— BEGIN Records for processing —

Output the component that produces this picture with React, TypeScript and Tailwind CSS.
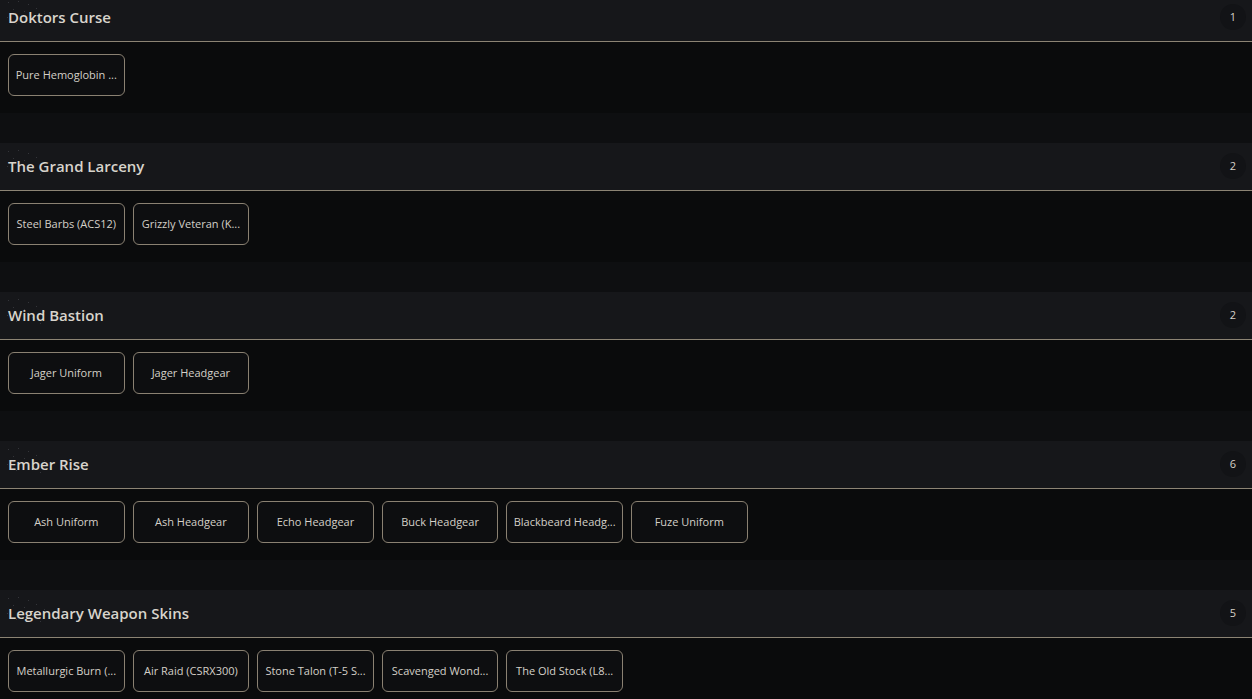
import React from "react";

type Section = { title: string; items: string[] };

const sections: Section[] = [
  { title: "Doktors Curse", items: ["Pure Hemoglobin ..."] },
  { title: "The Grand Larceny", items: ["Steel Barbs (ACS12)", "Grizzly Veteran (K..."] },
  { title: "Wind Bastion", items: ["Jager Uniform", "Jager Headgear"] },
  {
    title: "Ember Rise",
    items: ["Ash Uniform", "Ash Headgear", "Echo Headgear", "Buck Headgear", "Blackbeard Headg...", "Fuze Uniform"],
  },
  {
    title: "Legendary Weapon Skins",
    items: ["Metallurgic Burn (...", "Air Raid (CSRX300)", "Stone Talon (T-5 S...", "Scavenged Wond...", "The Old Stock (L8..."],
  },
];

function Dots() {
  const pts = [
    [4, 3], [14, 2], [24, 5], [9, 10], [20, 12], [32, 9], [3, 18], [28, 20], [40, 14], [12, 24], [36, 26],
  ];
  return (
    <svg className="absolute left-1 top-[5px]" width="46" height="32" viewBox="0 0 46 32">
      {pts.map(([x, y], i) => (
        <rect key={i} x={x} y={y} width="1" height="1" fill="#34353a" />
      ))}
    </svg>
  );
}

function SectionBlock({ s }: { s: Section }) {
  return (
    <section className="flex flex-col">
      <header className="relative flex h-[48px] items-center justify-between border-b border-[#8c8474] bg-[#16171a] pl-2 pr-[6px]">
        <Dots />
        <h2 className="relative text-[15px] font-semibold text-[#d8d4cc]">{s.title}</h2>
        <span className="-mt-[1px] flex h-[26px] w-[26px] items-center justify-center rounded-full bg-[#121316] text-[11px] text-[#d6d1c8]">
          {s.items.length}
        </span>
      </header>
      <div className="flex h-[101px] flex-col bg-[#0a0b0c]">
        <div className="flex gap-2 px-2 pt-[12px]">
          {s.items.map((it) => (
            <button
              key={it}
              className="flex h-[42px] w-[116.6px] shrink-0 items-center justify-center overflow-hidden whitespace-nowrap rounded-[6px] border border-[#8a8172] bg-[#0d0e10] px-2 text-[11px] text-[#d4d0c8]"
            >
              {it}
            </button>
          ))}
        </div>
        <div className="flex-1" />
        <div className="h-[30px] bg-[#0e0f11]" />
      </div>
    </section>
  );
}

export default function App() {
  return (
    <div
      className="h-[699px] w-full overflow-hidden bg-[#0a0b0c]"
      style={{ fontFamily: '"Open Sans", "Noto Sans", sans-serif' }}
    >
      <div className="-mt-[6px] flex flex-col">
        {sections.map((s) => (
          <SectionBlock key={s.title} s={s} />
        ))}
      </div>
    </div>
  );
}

— END Records for processing —
— BEGIN Records for processing —

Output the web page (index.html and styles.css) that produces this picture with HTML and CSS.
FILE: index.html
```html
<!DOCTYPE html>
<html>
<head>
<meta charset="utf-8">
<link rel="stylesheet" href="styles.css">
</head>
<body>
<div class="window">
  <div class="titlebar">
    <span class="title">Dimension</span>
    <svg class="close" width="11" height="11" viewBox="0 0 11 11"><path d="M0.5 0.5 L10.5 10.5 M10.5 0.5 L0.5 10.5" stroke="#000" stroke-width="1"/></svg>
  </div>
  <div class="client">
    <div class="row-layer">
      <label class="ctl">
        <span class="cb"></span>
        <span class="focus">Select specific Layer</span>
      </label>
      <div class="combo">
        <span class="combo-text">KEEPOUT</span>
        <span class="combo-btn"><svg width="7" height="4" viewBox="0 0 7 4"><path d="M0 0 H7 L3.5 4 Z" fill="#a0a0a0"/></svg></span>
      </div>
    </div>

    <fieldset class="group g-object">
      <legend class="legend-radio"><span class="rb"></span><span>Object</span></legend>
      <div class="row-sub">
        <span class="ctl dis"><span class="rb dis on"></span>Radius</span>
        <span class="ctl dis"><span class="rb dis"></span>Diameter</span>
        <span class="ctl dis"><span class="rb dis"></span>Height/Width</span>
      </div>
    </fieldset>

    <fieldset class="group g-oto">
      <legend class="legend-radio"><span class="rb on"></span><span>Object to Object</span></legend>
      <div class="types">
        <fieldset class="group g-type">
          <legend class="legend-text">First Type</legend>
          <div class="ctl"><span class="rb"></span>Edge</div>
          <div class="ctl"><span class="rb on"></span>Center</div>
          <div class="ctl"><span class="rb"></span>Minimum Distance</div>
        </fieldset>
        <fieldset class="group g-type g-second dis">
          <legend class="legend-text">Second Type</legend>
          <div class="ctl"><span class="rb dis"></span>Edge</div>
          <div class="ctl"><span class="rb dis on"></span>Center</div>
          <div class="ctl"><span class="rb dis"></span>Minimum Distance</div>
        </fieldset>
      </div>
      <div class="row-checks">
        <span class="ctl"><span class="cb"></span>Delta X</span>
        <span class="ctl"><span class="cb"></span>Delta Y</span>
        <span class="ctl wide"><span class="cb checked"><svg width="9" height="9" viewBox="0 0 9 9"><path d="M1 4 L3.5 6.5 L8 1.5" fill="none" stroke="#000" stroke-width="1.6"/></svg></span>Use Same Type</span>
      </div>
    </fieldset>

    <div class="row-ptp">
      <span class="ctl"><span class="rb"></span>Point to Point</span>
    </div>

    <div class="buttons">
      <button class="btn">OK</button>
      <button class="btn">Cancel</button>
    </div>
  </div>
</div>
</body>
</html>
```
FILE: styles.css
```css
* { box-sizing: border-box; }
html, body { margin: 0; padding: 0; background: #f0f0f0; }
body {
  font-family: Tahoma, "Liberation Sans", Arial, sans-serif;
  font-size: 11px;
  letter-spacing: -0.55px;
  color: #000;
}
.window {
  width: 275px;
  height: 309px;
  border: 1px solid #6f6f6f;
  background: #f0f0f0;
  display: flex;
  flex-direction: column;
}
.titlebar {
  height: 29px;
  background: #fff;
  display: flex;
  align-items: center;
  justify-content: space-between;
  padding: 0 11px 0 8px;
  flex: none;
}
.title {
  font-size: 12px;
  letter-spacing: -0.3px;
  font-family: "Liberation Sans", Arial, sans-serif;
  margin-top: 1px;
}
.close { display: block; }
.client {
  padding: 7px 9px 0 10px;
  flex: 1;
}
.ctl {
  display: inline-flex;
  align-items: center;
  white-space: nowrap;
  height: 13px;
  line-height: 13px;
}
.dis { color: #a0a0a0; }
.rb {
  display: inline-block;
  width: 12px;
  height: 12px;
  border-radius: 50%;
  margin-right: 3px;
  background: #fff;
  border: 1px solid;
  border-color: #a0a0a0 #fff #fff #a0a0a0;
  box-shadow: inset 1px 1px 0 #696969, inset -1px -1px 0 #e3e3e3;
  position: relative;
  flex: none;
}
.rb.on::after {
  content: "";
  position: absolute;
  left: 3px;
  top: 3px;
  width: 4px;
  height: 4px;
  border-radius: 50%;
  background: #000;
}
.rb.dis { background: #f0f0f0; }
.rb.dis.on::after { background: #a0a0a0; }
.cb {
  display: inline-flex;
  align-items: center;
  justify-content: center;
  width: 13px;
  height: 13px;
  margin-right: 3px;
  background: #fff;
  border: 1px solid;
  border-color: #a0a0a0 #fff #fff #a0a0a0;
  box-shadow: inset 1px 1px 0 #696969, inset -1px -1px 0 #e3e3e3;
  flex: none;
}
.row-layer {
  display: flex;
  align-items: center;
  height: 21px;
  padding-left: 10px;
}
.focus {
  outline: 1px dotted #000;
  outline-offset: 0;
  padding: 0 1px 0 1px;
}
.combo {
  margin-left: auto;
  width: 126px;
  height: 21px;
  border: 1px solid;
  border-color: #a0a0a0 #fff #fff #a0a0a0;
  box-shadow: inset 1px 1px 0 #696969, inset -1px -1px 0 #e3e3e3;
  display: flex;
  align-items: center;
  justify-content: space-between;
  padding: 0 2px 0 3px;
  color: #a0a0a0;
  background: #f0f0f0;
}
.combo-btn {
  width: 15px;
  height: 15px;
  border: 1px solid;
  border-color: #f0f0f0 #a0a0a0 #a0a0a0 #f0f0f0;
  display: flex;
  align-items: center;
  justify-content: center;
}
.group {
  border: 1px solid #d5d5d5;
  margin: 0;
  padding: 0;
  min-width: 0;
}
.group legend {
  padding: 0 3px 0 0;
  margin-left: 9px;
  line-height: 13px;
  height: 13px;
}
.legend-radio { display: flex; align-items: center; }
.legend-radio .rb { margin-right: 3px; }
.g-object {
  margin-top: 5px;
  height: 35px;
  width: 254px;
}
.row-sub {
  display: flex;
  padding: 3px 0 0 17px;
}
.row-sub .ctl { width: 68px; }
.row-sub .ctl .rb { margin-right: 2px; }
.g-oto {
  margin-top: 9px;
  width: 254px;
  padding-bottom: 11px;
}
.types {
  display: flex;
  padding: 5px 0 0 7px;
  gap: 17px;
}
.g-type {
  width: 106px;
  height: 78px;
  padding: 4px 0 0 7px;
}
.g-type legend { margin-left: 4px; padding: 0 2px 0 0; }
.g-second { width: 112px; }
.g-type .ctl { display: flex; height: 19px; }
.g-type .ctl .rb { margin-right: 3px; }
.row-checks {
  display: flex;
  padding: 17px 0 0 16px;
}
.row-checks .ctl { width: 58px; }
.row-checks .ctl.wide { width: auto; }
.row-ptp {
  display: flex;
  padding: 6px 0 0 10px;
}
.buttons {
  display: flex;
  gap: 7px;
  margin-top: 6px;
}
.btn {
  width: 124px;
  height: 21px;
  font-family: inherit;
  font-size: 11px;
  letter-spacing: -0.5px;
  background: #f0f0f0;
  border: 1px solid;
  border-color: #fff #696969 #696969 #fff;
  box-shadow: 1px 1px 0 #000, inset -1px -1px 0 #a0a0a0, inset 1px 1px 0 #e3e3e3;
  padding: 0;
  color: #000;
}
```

— END Records for processing —
— BEGIN Records for processing —

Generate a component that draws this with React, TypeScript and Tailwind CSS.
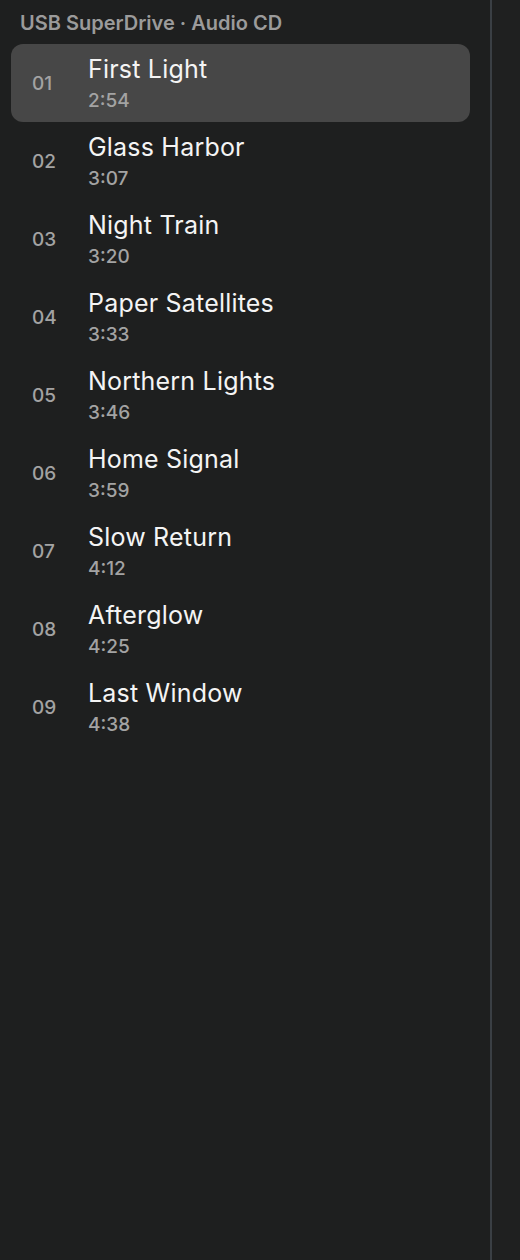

— END Records for processing —

> **What the exercise asks**: Nothing but the lines from the one with "Output the component" down to the one with "string; items: string[]" should be printed, both of them included. Leave out the pictures.

> **Answer to this exercise**:
Output the component that produces this picture with React, TypeScript and Tailwind CSS.
import React from "react";

type Section = { title: string; items: string[] };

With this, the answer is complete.